*CHALLENGE*: Using the material below, repeat exactly the lines from the one with "Emit a component" through the one with "xmlns='http://www.w3.org/2000/svg' width='10' height='6'", ends included, without any images.

*LISTED ENTRIES*:
•••
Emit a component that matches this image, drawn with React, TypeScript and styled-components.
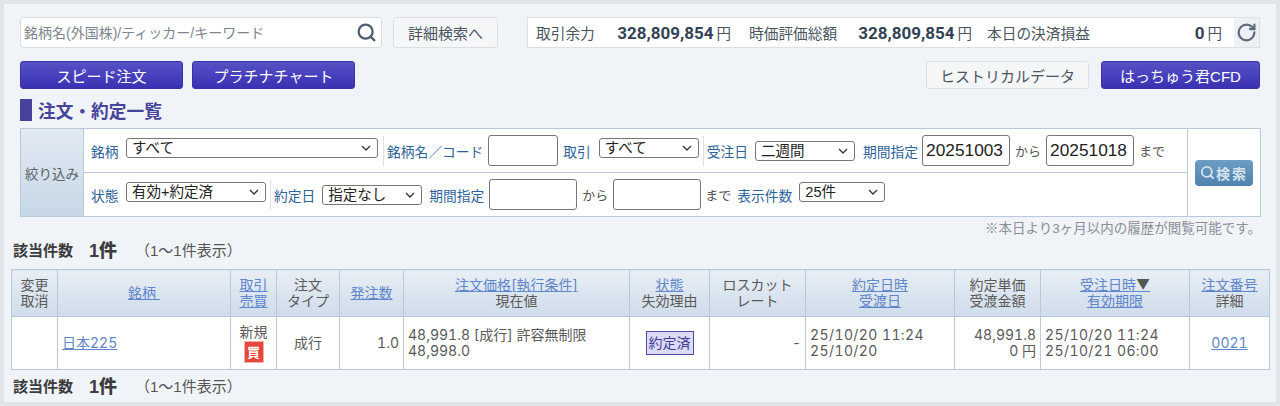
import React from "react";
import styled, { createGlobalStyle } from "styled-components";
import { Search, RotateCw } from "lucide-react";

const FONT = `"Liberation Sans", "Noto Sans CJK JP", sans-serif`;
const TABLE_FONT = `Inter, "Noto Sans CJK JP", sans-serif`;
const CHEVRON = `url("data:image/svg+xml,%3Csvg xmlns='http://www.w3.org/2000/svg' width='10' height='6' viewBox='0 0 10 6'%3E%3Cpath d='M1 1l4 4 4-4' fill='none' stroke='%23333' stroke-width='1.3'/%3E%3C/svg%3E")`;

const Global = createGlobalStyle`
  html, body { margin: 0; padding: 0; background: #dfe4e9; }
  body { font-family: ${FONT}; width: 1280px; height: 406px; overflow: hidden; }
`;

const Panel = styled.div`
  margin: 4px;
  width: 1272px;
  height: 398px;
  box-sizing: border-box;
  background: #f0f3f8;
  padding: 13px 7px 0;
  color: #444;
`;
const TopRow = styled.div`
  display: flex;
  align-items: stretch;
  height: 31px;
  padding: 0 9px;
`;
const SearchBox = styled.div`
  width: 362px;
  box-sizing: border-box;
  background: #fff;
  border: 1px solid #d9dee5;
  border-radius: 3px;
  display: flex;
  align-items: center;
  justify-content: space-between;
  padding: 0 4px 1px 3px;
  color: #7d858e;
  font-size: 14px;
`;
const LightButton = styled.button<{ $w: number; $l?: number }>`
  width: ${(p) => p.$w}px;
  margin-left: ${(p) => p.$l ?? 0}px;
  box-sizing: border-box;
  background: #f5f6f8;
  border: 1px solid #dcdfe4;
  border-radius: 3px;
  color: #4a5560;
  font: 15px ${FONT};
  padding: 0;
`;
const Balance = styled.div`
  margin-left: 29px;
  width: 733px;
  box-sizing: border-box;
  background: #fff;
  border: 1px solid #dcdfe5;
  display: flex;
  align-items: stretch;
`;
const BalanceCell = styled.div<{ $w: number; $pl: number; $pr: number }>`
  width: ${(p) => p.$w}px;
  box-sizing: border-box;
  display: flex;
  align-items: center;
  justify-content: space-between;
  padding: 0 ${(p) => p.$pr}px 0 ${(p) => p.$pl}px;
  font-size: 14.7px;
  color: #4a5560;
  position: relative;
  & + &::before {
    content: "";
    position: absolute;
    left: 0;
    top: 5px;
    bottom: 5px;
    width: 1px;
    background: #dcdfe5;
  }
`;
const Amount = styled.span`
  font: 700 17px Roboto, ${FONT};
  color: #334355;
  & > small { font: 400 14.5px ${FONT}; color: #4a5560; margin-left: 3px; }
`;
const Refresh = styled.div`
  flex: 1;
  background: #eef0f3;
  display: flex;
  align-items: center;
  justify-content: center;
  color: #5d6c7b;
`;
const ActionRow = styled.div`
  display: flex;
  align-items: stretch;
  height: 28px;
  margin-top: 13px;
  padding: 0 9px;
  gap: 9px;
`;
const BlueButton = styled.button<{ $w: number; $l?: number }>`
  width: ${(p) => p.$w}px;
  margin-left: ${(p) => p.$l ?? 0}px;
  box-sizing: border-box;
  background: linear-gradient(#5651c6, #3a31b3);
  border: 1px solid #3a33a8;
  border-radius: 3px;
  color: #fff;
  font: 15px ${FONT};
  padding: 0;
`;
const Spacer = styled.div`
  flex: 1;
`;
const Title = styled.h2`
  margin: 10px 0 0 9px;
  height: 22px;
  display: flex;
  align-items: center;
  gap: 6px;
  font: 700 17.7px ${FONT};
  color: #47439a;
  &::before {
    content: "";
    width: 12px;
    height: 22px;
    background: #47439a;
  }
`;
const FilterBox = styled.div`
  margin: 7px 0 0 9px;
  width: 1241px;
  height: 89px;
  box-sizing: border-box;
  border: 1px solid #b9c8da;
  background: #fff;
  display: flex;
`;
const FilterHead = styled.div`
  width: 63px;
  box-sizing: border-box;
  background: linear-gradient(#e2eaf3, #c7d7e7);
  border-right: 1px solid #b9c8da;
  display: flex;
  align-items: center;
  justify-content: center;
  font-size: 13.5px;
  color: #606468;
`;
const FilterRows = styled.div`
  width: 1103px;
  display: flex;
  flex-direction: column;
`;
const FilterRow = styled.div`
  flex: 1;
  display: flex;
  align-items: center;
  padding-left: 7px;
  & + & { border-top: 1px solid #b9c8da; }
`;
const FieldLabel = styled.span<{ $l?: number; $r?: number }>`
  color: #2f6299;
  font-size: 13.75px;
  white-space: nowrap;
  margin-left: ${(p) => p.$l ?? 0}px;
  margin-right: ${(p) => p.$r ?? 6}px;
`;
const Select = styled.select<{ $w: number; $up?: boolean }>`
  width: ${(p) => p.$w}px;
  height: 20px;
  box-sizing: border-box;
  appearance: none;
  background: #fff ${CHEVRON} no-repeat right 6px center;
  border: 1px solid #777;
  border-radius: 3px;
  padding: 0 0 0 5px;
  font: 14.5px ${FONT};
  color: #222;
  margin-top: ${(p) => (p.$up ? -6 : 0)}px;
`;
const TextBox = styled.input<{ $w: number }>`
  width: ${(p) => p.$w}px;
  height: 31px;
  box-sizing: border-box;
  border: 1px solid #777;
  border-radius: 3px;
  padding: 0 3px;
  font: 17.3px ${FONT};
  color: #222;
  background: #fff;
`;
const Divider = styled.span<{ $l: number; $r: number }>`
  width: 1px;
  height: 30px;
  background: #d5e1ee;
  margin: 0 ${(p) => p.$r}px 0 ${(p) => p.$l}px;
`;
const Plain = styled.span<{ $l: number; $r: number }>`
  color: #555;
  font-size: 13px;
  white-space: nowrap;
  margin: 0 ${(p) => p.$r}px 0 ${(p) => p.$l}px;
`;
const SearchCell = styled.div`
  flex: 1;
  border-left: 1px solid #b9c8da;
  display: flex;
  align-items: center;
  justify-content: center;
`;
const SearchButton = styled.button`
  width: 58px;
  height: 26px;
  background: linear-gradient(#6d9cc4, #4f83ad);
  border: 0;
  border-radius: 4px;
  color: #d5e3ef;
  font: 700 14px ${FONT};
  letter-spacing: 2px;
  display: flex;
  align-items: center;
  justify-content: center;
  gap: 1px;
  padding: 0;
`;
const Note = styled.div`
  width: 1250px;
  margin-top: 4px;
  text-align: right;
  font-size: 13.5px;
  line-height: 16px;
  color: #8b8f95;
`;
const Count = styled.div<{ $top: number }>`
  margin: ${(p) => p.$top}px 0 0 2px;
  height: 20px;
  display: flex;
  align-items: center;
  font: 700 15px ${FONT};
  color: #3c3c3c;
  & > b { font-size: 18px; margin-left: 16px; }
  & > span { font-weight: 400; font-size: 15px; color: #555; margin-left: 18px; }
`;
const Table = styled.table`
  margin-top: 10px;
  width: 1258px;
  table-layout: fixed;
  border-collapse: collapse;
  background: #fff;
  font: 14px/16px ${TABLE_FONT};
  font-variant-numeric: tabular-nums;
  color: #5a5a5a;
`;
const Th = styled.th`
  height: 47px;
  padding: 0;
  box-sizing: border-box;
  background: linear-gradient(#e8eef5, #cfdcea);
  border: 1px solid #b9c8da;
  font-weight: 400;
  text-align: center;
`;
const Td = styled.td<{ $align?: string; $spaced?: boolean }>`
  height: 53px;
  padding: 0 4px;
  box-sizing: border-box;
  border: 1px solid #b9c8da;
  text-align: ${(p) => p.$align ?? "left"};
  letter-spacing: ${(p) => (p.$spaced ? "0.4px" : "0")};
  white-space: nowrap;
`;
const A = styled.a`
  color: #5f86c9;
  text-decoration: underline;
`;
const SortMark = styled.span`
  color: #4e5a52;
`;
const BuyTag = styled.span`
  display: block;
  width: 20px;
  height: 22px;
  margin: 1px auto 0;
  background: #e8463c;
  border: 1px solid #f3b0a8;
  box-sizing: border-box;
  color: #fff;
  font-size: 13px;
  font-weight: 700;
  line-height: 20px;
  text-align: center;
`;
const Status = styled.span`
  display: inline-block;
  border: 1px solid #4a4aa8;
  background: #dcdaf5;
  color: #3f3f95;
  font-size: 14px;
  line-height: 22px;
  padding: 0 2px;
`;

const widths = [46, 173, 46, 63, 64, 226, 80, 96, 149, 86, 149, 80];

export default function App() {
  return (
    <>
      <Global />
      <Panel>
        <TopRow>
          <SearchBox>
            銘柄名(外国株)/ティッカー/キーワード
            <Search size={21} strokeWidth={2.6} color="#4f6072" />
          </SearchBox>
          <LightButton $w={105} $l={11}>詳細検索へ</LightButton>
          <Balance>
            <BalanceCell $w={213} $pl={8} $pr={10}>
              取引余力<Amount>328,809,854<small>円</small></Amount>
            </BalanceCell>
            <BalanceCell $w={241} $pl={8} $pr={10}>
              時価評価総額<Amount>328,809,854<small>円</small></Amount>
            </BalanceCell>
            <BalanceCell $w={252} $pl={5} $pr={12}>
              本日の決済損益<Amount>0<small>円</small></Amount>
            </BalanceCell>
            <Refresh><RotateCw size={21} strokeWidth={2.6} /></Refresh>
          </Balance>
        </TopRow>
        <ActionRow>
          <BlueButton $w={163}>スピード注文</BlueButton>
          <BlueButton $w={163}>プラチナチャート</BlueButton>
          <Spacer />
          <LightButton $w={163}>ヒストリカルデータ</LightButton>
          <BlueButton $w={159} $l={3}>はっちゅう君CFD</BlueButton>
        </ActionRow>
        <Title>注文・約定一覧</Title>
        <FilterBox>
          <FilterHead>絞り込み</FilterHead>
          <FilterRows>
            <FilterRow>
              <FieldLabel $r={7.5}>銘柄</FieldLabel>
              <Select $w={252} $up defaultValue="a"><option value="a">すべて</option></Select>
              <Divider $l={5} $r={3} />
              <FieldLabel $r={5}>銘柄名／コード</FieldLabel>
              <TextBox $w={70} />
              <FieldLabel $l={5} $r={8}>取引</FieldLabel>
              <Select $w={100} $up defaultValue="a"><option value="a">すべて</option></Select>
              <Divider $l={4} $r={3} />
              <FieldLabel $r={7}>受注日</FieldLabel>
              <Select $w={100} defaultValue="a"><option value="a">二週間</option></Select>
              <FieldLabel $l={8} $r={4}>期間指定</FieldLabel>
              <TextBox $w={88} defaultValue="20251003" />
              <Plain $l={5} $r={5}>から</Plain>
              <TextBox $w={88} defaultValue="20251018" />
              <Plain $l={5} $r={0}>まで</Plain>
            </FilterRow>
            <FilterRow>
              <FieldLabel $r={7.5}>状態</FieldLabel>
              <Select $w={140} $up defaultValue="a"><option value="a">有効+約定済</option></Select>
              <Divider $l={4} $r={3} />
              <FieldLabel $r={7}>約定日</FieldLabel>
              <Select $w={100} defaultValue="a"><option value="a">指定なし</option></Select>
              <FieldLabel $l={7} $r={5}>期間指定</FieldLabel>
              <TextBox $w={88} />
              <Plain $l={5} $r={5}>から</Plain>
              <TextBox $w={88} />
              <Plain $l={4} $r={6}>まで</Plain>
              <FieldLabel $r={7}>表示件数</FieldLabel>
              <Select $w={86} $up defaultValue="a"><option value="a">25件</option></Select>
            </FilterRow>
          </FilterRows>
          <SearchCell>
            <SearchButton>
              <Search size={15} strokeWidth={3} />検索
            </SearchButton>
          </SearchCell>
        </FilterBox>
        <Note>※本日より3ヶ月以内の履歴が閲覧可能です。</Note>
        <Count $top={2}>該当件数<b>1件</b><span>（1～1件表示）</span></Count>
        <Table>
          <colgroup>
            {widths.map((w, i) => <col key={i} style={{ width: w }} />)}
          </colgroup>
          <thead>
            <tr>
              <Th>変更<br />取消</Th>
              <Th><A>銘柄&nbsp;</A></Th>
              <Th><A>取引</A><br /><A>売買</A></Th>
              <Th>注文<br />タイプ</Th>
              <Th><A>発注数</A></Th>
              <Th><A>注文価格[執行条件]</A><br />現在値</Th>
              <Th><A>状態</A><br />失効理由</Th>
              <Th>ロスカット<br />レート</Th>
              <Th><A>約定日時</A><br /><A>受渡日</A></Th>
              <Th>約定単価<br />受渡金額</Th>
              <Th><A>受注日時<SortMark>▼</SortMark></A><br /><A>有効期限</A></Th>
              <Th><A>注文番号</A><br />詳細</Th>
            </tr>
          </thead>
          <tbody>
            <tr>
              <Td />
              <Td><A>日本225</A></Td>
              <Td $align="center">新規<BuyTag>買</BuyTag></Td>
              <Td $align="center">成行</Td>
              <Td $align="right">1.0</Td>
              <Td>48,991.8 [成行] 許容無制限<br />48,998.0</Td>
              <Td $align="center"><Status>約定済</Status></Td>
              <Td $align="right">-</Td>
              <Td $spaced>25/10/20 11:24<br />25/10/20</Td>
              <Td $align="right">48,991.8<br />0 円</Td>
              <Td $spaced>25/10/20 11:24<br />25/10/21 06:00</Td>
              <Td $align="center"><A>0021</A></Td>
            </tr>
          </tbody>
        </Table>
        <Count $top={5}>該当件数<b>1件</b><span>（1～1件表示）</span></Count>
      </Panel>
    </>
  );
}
•••
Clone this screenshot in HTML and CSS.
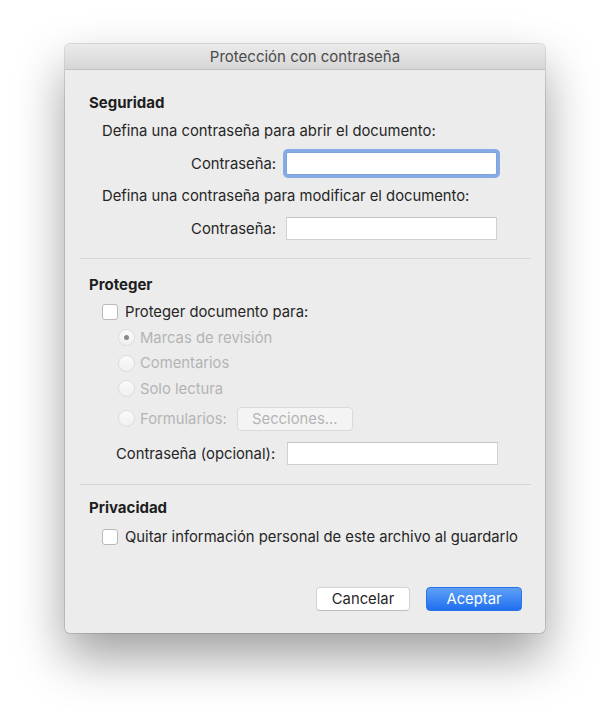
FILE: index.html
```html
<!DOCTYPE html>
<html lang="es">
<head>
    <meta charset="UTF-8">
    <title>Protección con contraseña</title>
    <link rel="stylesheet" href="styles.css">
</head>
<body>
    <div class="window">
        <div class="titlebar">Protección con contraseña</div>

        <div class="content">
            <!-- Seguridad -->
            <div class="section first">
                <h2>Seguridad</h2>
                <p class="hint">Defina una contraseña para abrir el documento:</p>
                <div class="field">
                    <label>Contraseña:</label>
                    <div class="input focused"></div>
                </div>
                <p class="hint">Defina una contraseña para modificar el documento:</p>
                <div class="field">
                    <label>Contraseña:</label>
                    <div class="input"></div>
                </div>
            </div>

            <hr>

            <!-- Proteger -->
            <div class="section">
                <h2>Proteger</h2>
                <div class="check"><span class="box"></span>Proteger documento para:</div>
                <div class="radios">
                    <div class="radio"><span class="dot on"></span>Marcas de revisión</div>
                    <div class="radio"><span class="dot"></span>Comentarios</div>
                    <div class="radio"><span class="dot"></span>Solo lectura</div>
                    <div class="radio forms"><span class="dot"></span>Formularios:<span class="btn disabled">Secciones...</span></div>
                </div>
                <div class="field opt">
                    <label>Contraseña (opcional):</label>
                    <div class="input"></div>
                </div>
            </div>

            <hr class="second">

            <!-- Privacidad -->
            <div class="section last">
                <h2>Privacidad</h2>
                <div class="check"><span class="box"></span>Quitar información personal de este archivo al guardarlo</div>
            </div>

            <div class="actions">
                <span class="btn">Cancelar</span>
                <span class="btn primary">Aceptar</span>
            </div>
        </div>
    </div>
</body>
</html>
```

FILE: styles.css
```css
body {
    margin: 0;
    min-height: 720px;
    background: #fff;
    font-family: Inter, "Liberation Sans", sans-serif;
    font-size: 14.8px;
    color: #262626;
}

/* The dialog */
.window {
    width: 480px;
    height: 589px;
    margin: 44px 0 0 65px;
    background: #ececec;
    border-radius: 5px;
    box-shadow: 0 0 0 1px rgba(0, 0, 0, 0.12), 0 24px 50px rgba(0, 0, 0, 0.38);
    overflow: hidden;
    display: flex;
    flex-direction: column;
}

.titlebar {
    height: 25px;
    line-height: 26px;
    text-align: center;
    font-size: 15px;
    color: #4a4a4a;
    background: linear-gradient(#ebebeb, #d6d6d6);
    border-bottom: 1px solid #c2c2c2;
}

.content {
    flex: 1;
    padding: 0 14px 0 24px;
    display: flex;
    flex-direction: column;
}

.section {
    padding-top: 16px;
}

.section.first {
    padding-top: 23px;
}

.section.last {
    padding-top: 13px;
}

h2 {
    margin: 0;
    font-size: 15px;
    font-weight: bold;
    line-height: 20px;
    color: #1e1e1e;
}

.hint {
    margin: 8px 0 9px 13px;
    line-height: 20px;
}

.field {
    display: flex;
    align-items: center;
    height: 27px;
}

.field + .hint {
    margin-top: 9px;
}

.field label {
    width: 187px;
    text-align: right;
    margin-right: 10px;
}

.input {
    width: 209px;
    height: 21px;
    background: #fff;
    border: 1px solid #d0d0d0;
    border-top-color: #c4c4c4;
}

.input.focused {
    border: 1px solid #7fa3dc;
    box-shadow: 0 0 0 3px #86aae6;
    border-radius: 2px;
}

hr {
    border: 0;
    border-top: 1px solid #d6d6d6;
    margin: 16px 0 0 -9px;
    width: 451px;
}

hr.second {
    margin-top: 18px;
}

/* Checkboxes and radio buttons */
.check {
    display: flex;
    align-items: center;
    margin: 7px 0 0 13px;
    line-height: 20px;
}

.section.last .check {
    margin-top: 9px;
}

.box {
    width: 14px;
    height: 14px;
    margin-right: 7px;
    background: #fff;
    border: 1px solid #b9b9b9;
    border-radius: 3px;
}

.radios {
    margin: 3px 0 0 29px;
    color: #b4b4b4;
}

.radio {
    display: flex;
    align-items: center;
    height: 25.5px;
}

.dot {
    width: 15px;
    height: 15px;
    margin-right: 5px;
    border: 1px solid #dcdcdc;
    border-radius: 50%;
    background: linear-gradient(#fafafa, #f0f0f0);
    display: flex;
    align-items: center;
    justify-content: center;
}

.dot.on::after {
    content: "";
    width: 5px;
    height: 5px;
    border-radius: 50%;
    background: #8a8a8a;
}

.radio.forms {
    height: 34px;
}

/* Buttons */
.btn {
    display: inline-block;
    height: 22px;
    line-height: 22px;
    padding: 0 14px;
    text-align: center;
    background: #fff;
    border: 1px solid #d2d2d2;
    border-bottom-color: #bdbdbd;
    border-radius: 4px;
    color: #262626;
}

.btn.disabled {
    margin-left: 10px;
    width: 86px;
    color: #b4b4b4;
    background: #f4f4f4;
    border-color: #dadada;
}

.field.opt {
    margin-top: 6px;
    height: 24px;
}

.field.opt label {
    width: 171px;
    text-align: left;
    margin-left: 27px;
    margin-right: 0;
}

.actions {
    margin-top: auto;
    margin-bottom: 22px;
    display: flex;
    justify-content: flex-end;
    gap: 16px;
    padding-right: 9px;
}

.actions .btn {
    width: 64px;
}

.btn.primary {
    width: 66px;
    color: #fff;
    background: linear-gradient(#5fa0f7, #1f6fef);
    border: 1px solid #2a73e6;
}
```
•••
*CORRECT OUTPUT*:
Emit a component that matches this image, drawn with React, TypeScript and styled-components.
import React from "react";
import styled, { createGlobalStyle } from "styled-components";
import { Search, RotateCw } from "lucide-react";

const FONT = `"Liberation Sans", "Noto Sans CJK JP", sans-serif`;
const TABLE_FONT = `Inter, "Noto Sans CJK JP", sans-serif`;
const CHEVRON = `url("data:image/svg+xml,%3Csvg xmlns='http://www.w3.org/2000/svg' width='10' height='6' viewBox='0 0 10 6'%3E%3Cpath d='M1 1l4 4 4-4' fill='none' stroke='%23333' stroke-width='1.3'/%3E%3C/svg%3E")`;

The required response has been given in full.